EXERCISE OBJECTIVE:
Copy every line of the listing exactly.

STORED DATA:
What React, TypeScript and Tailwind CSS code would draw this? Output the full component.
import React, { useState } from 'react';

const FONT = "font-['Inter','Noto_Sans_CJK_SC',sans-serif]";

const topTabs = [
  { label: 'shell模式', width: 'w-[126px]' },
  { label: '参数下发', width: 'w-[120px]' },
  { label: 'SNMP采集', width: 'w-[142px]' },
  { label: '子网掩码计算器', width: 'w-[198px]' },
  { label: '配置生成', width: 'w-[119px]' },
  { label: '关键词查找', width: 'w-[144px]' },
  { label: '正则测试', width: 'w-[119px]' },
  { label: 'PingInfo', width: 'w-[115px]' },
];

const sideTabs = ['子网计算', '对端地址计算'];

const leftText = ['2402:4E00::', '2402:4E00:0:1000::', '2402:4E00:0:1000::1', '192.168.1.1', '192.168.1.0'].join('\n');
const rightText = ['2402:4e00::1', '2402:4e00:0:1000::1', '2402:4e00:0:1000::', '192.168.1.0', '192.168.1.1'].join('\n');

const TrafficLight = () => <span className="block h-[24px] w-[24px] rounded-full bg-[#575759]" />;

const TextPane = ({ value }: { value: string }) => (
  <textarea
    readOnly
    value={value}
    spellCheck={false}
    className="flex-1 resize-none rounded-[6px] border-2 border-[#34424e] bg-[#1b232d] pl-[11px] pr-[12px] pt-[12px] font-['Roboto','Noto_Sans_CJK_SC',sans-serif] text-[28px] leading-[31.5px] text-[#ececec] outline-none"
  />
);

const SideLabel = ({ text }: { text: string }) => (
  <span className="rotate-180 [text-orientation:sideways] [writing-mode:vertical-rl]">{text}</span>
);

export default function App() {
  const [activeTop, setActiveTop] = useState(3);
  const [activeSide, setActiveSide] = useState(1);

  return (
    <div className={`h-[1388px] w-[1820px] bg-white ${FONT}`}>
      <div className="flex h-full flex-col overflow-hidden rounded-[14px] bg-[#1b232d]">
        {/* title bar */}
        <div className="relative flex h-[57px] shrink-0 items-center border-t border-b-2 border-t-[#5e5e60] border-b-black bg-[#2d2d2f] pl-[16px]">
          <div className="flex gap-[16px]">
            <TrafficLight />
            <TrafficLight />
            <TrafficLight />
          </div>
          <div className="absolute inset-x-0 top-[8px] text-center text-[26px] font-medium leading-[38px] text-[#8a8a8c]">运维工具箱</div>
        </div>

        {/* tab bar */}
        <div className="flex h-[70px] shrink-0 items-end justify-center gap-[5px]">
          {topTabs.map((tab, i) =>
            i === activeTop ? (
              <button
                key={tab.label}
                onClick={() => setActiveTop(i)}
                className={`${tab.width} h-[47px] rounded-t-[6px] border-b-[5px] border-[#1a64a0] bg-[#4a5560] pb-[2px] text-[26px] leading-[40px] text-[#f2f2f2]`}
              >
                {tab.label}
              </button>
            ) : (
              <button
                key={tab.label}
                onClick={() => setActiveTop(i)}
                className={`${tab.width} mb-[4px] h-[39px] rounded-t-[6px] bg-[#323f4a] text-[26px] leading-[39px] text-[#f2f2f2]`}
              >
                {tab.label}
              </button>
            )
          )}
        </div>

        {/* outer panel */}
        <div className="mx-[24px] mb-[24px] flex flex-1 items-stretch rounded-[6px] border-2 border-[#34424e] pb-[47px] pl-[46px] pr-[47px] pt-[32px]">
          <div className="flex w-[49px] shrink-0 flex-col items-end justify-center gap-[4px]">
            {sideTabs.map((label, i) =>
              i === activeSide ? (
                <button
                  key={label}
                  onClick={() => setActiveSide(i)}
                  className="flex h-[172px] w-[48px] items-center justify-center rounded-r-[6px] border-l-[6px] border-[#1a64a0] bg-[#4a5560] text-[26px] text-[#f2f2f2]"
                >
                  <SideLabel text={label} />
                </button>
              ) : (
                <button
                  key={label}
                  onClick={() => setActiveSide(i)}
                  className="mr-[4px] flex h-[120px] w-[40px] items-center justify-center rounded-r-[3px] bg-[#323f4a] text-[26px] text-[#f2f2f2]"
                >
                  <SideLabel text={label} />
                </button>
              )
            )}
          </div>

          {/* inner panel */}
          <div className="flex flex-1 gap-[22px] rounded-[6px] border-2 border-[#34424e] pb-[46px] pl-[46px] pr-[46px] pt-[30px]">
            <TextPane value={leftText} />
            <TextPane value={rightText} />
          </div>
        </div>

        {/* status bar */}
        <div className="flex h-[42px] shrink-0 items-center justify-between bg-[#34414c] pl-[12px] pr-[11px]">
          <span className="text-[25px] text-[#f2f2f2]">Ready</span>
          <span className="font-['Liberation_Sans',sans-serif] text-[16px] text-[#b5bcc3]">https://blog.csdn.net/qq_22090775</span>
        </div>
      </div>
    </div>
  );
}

SOLVED EXERCISE:
What React, TypeScript and Tailwind CSS code would draw this? Output the full component.
import React, { useState } from 'react';

const FONT = "font-['Inter','Noto_Sans_CJK_SC',sans-serif]";

const topTabs = [
  { label: 'shell模式', width: 'w-[126px]' },
  { label: '参数下发', width: 'w-[120px]' },
  { label: 'SNMP采集', width: 'w-[142px]' },
  { label: '子网掩码计算器', width: 'w-[198px]' },
  { label: '配置生成', width: 'w-[119px]' },
  { label: '关键词查找', width: 'w-[144px]' },
  { label: '正则测试', width: 'w-[119px]' },
  { label: 'PingInfo', width: 'w-[115px]' },
];

const sideTabs = ['子网计算', '对端地址计算'];

const leftText = ['2402:4E00::', '2402:4E00:0:1000::', '2402:4E00:0:1000::1', '192.168.1.1', '192.168.1.0'].join('\n');
const rightText = ['2402:4e00::1', '2402:4e00:0:1000::1', '2402:4e00:0:1000::', '192.168.1.0', '192.168.1.1'].join('\n');

const TrafficLight = () => <span className="block h-[24px] w-[24px] rounded-full bg-[#575759]" />;

const TextPane = ({ value }: { value: string }) => (
  <textarea
    readOnly
    value={value}
    spellCheck={false}
    className="flex-1 resize-none rounded-[6px] border-2 border-[#34424e] bg-[#1b232d] pl-[11px] pr-[12px] pt-[12px] font-['Roboto','Noto_Sans_CJK_SC',sans-serif] text-[28px] leading-[31.5px] text-[#ececec] outline-none"
  />
);

const SideLabel = ({ text }: { text: string }) => (
  <span className="rotate-180 [text-orientation:sideways] [writing-mode:vertical-rl]">{text}</span>
);

export default function App() {
  const [activeTop, setActiveTop] = useState(3);
  const [activeSide, setActiveSide] = useState(1);

  return (
    <div className={`h-[1388px] w-[1820px] bg-white ${FONT}`}>
      <div className="flex h-full flex-col overflow-hidden rounded-[14px] bg-[#1b232d]">
        {/* title bar */}
        <div className="relative flex h-[57px] shrink-0 items-center border-t border-b-2 border-t-[#5e5e60] border-b-black bg-[#2d2d2f] pl-[16px]">
          <div className="flex gap-[16px]">
            <TrafficLight />
            <TrafficLight />
            <TrafficLight />
          </div>
          <div className="absolute inset-x-0 top-[8px] text-center text-[26px] font-medium leading-[38px] text-[#8a8a8c]">运维工具箱</div>
        </div>

        {/* tab bar */}
        <div className="flex h-[70px] shrink-0 items-end justify-center gap-[5px]">
          {topTabs.map((tab, i) =>
            i === activeTop ? (
              <button
                key={tab.label}
                onClick={() => setActiveTop(i)}
                className={`${tab.width} h-[47px] rounded-t-[6px] border-b-[5px] border-[#1a64a0] bg-[#4a5560] pb-[2px] text-[26px] leading-[40px] text-[#f2f2f2]`}
              >
                {tab.label}
              </button>
            ) : (
              <button
                key={tab.label}
                onClick={() => setActiveTop(i)}
                className={`${tab.width} mb-[4px] h-[39px] rounded-t-[6px] bg-[#323f4a] text-[26px] leading-[39px] text-[#f2f2f2]`}
              >
                {tab.label}
              </button>
            )
          )}
        </div>

        {/* outer panel */}
        <div className="mx-[24px] mb-[24px] flex flex-1 items-stretch rounded-[6px] border-2 border-[#34424e] pb-[47px] pl-[46px] pr-[47px] pt-[32px]">
          <div className="flex w-[49px] shrink-0 flex-col items-end justify-center gap-[4px]">
            {sideTabs.map((label, i) =>
              i === activeSide ? (
                <button
                  key={label}
                  onClick={() => setActiveSide(i)}
                  className="flex h-[172px] w-[48px] items-center justify-center rounded-r-[6px] border-l-[6px] border-[#1a64a0] bg-[#4a5560] text-[26px] text-[#f2f2f2]"
                >
                  <SideLabel text={label} />
                </button>
              ) : (
                <button
                  key={label}
                  onClick={() => setActiveSide(i)}
                  className="mr-[4px] flex h-[120px] w-[40px] items-center justify-center rounded-r-[3px] bg-[#323f4a] text-[26px] text-[#f2f2f2]"
                >
                  <SideLabel text={label} />
                </button>
              )
            )}
          </div>

          {/* inner panel */}
          <div className="flex flex-1 gap-[22px] rounded-[6px] border-2 border-[#34424e] pb-[46px] pl-[46px] pr-[46px] pt-[30px]">
            <TextPane value={leftText} />
            <TextPane value={rightText} />
          </div>
        </div>

        {/* status bar */}
        <div className="flex h-[42px] shrink-0 items-center justify-between bg-[#34414c] pl-[12px] pr-[11px]">
          <span className="text-[25px] text-[#f2f2f2]">Ready</span>
          <span className="font-['Liberation_Sans',sans-serif] text-[16px] text-[#b5bcc3]">https://blog.csdn.net/qq_22090775</span>
        </div>
      </div>
    </div>
  );
}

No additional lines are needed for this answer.